Step 1 – Remove the outer ring
Firstly, remove the metal outer ring that usually holds the numbers from your board. Depending on your brand/model the ring might also be attached to the segments in the board but regardless, remove this ring first.
As the ring is an external component of the board, it will both hold dirt and may even start to rust and it will also be a place where dirt can build up on the board so removing this will allow you to not only clean the ring but remove the dirt left on the board.
This may seem like overkill but personally, I take some WD40 and wire brush and give the ring a good clean through and polish as these rings not only get a build up of dirt but can be prone to rusting as well.
Step 2 – Wipe the board down with a dry cloth
Next, wipe down the board with a dry cloth to break up and dirt and remove any loose surface dirt. It would be a good idea to also go over your wires with the wire brush to clean away any dirt don’t use any WD40 or liquid for this step.
Step 3 – Vacuum the board to remove dirt
Now that you’ve spent some time breaking up any loose dirt you should now vacuum your board. This is the best and safest way to clean your board without causing any potential damage through the use of water or harsh cleaning chemicals.
Sisal fibers are packed together tightly on a dartboard so any dirt should be on the surface and easily removed with a dry cloth and vacuum.
Step 4 – Wipe the board with a soft, mildly damp cloth
This step is the most important one as you will wipe the board over with a very mildly damp soft cloth to remove any stains and final pieces of dirt that vacuuming didn’t quite catch. The cloth has to be so mildly damp that no water will remain on the board after wiping it down.
Step 5 – Wipe the board again with a dry cloth to remove moisture and water
As a final measure, wipe the board down with a dry cloth and place the numbered outer ring back on.
It’s a more intricate process than you might think but due to the way these boards are manufactured, getting them wet is simply not a solution so you need to use the more manual form of cleaning it which takes a few more steps than spraying it with an all-in-one spray and wiping it down like you would with a kitchen counter!

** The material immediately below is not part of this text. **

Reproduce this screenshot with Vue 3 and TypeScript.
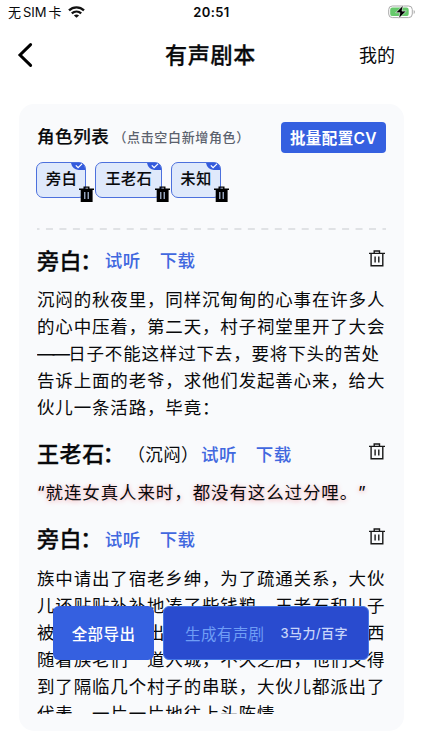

How to Clean a Wooden Dartboard
A wooden board, like the Manchester Log End board, requires a different form of cleaning and maintenance again. The reason for this is that in order to clean a wooden dartboard, you need to soak it when not in use in order to prevent the board from drying out and cracking.
As the board is soaking and softening, you don’t want to touch it while it’s in this condition as it can be quite fragile. To clean a wooden board remove it from the water and leave it to hang and dry for 30-60 minutes. Then, lightly brush away any dirt with a soft cloth or an old toothbrush.
The bristles on a toothbrush are soft enough to not damage the wood and it will allow you to keep the board looking clean and new. As wooden boards are either soaking wet or bone dry, the best time to clean them is in a 30-60 minute window when they are damp enough to respond well to cleaning methods.
How Often Should You Clean a Dartboard
The frequency for which you should clean a dartboard will vary from board to board and player to player. An electronic dartboard will likely collect more dust but is also the quickest to clean so wiping it down before or after you play should be a habit.
The same is true of a wooden dartboard, as you are soaking them in between use, it becomes difficult for dirt to build up so wiping them down before play will typically be a quick and effortless task.
Bristle dartboards take more time to clean but they also don’t get noticeably dirty either. As it takes a bit more time to clean these boards, I’d recommend cleaning them once per week if you play daily or once every two weeks if you only play occasionally.
Any time you can put aside to clean a board is better than nothing though so just try to do it as frequently as you reasonably can.
How Do You Clean a Moldy Dartboard
Mold on a dartboard is a different issue entirely and needs to be treated with caution and care. Before you reach for your strongest mold killer there are a few things you need to keep in mind…
Any harsh chemicals in a mold spray are likely to damage and discolor the dye on the board and can weaken the glue that holds the sisal fibers in place. Therefore never use any cleaning chemical or mold spray to try and remove the mold as you’ll likely ruin the board this way.
Also, don’t attempt to wipe the board down with damp cloths as this can again damage the sisal fibers.
Mold grows in damp conditions so our first step should be to place your board in a dry area (possibly sunlight) to ensure the board is dry. Once dry, it’s best to remove the mold with a wire brush or old toothbrush.
Mold can be tricky to remove from a dartboard so the best process is always prevention. Keep your dartboard away from damp/moist areas and ensure it never gets wet.
Should You Soak a Dartboard
As covered earlier, unless you have a wooden board that needs to be soaked in order to prevent it from drying out and cracking, you should not soak a dartboard to clean it.
Soaking is always a good method to break up dirt and make something easier to clean but this is the exact opposite when it comes to cleaning a dartboard. Soaking a dartboard will actually do more harm than good and in the case of a bristle dartboard, it could immediately ruin the board.
Can a Dartboard Get Wet
You can’t soak a dartboard but you also can’t allow your board to get wet either. I’ve mentioned this a few times already but getting your board wet is possibly the quickest way you could go about ruining it completely.
This is for two reasons. Firstly, the sisal fibers of the board will absorb the water (and any moisture) which will make them swell and either fall out of the board or cause your dartboard to bulge and swell.
Secondly, the glue that holds the sisal fibers in place will be weakened when wet which will again cause the fibers to fall out and leave you with a board that is unplayable. At present, there is no dartboard technology that allows you to wash dartboard and get them wet so this should be avoided completely.
Cleaning a dartboard might seem like a boring task and something that you usually don’t even consider doing (I personally don’t). My wooden log end board gets prime attention because I know it will break if I don’t maintain it but bristle boards and electronic boards don’t give that same attention for maintenance.
If you want to extend the life of your board though, cleaning them is one essential concept alongside rotating the board frequently and keeping your dart tips sharp. A good quality board like the Winmau Blade 5 is a board you are buying to last you 10+ years and therefore keeping it well maintained is crucial.
A mildly damp cloth and an old toothbrush are all you need to keep your board clean looking in good condition. Just make sure you don’t let your bristle board get wet because it might clean it quickly but you’ll then have more issues to deal with as a result!